As part of Europe Week, EU Head of Delegation Luigi Soreca has found his own niche to depoliticize the issue of EU accession and defuse even the most thorny political issues into a bland eurocratic discourse, decorated with custom-made statistics.
In an interview with Deutsche Welle, Soreca addressed numerous issues, including the massive immigration of young people from Albania. Mere months after the largest student protests in Albania since 1991, and while the government actively tries to put the university system under its strict control, Soreca was able to formulate the following platitude:
For some reason there is no space for dialogue between [the youth] and the Albanian system and the Europe Week has the aim of creating this dialogue.
Soreca also provided several “new” poll numbers, most likely gathered in order to buttress belief in EU accession and the justice reform. First he presented the magic number 93% support for the EU, which, as I explained before, is slightly more complex than just that. He then produced two further numbers, namely that 79% of those surveyed believe that the justice reform is the right thing to do, while only 13% believes it is not going in the right direction.
Remarkably, these numbers are in direct contradiction with a poll recently conducted by the impartial Albanian Helsinki Committee (KShH), which showed that 63% of those surveyed didn’t believe the justice reform was just, and also 63% found that it wouldn’t make the justice system more credible. So whom do we trust? An independent NGO or an EU Delegation eager to prop up the Albanian government? The KShH provided a full report on how it arrived at its numbers, something the EU has failed to provide.
Soreca had a few other justice reform gems to share. For example, when faced with the fact that Albania has been a de facto lawless country, and, as Jonida Gashi has argued elsewhere, in a permanent state of exception, Soreca again defends himself with these meaningless numbers:
I am completely aware of the influence this period [without Constitutional Court] has had on the daily life of the Albanian citizens and they are right, but in fact 79% of them still support the justice reform and show us how important it is for Albanian citizens.
By simply referring to the entire collapse of the legal system as an inconvenient “influence” on “daily life” is to severely underplay the problem. More than a single questionable law has passed Parliament without a Constitutional Court to provide a final check, and the immense backlogs created now that courts and prosecution offices are hemorrhaging staff will not be cleaned up anytime soon – with massive repercussions on the fundamental rights to a speedy trial and access to justice. But again, this mysterious “79%” makes everything right.
At the end of the interview, Soreca once again returns to the 93%, calling it even a “mandate” he received:
As I have said before, we have a strong mandate from the Albanian citizens, 93% of whom want to enter the European Union.

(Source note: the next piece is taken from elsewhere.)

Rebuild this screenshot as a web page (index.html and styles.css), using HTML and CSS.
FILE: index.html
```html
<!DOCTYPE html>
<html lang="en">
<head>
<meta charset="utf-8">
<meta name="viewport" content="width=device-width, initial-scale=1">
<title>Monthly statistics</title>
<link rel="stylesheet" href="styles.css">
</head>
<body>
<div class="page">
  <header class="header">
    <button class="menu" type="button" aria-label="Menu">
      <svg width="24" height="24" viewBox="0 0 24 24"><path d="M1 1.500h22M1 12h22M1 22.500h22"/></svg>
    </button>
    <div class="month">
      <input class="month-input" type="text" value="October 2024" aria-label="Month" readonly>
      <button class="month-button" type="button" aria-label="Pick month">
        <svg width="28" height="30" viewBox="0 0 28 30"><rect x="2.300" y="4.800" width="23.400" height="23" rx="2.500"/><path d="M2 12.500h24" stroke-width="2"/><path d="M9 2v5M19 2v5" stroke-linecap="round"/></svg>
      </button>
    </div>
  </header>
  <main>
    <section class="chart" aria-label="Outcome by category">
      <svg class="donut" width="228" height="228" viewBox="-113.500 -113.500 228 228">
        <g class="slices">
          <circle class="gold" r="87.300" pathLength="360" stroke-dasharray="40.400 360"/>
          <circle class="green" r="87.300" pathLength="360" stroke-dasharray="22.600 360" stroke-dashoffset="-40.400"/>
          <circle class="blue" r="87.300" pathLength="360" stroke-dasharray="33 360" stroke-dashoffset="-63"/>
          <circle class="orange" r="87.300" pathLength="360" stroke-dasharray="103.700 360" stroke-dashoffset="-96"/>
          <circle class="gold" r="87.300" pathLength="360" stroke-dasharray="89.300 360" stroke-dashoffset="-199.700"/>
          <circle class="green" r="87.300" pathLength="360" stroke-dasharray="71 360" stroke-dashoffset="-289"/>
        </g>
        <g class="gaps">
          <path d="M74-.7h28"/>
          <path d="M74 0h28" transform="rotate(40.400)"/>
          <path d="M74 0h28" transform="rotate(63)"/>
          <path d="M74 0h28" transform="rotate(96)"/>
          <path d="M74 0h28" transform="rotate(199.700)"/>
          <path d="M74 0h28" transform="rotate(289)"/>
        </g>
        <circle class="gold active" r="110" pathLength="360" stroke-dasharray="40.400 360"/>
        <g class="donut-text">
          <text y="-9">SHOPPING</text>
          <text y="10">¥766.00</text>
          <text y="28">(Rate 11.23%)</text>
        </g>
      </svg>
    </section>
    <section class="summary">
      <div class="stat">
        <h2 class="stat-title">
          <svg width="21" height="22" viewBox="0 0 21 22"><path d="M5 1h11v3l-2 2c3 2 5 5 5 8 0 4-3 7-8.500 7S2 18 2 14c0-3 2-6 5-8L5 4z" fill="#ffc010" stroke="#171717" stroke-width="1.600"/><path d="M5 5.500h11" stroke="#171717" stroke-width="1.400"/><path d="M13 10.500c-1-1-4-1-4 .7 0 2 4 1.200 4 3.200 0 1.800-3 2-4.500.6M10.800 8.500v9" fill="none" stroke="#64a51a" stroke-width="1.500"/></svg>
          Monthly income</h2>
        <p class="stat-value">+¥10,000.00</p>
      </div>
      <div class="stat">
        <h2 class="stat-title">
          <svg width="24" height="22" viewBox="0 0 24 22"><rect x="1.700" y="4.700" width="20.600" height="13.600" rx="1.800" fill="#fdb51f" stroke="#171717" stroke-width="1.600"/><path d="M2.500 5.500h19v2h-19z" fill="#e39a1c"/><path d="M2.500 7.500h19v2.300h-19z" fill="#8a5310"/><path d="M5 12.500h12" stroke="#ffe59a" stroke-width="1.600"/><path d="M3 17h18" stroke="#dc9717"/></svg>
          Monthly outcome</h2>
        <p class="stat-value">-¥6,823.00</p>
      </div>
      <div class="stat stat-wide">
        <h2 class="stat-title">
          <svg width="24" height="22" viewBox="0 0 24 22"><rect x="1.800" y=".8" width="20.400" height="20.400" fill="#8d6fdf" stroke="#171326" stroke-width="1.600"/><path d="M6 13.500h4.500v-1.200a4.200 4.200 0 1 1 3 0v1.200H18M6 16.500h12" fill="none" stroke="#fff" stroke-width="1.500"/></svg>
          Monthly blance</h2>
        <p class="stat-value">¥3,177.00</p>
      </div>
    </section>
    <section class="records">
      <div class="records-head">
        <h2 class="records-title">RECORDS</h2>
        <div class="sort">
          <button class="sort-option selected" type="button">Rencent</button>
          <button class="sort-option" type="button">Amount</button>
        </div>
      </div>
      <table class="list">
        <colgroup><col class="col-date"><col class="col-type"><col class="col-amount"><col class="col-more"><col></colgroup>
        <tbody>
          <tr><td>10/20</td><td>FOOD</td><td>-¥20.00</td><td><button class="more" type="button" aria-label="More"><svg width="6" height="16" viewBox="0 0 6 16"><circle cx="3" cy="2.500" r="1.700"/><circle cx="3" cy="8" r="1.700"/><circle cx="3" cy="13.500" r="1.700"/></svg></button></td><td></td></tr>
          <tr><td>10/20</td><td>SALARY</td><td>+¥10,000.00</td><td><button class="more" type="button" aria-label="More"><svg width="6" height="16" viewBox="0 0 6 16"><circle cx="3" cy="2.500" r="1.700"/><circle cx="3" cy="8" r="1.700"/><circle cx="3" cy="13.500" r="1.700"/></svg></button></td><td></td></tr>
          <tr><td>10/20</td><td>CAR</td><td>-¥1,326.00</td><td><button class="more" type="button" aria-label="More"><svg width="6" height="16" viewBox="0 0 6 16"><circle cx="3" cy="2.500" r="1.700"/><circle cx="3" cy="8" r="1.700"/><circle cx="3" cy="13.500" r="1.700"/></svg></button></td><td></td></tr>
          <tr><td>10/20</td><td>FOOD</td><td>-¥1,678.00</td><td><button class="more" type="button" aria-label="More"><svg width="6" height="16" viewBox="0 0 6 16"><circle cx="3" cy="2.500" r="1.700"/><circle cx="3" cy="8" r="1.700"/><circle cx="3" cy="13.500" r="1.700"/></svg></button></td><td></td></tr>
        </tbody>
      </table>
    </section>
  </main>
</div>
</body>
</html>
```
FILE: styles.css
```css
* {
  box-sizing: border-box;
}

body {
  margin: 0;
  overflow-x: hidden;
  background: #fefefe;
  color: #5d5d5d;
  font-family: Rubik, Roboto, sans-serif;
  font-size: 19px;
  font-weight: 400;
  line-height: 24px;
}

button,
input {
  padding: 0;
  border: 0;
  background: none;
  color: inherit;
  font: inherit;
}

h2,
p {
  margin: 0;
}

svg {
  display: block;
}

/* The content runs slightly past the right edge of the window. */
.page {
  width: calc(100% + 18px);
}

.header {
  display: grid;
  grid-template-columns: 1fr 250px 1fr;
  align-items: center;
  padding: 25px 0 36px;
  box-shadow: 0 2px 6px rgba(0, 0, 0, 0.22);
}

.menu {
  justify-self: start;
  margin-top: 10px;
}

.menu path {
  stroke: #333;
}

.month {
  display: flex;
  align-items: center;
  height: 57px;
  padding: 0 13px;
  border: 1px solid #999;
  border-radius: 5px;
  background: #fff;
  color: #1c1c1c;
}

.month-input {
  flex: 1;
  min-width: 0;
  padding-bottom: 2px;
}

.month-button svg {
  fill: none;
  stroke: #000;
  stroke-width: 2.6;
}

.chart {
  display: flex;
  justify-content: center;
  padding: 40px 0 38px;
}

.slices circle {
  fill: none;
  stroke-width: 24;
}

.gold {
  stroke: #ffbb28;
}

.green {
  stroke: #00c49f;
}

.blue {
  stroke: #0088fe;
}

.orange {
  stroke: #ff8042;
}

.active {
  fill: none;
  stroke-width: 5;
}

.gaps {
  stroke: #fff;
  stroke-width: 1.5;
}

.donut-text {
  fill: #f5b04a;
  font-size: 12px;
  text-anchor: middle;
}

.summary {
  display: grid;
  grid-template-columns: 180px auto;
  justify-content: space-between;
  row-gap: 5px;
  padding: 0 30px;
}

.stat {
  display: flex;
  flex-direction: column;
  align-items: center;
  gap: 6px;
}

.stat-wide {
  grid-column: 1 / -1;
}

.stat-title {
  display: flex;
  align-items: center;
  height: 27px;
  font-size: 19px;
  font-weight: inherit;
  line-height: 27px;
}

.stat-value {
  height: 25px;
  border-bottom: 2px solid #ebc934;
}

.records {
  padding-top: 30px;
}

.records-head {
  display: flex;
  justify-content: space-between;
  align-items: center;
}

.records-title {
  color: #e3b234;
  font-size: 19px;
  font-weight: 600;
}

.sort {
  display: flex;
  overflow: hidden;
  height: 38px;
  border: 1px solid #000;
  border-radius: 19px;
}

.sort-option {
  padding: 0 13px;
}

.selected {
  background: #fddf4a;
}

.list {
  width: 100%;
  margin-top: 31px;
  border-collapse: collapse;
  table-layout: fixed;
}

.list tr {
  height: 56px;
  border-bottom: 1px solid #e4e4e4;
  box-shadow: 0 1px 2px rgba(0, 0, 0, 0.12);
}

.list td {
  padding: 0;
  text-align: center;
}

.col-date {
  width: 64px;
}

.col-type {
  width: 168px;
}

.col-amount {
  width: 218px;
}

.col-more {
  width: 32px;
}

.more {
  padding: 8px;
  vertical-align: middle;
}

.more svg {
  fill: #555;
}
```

The delusional nature of this statement should be obvious to anyone. Albanian citizens do not elect the European Delegation in Tirana, nor do they participate in the European Parliament elections. Soreca does not have any mandate from the Albanian people; he has a mandate from the European Commission to represent its goals and policies in Albania.
The fact that Albanians want to enter the EU has nothing to do with any of the policies Soreca is advocating – but everything with the possibility it engenders: to leave the rotten Albanian political system behind.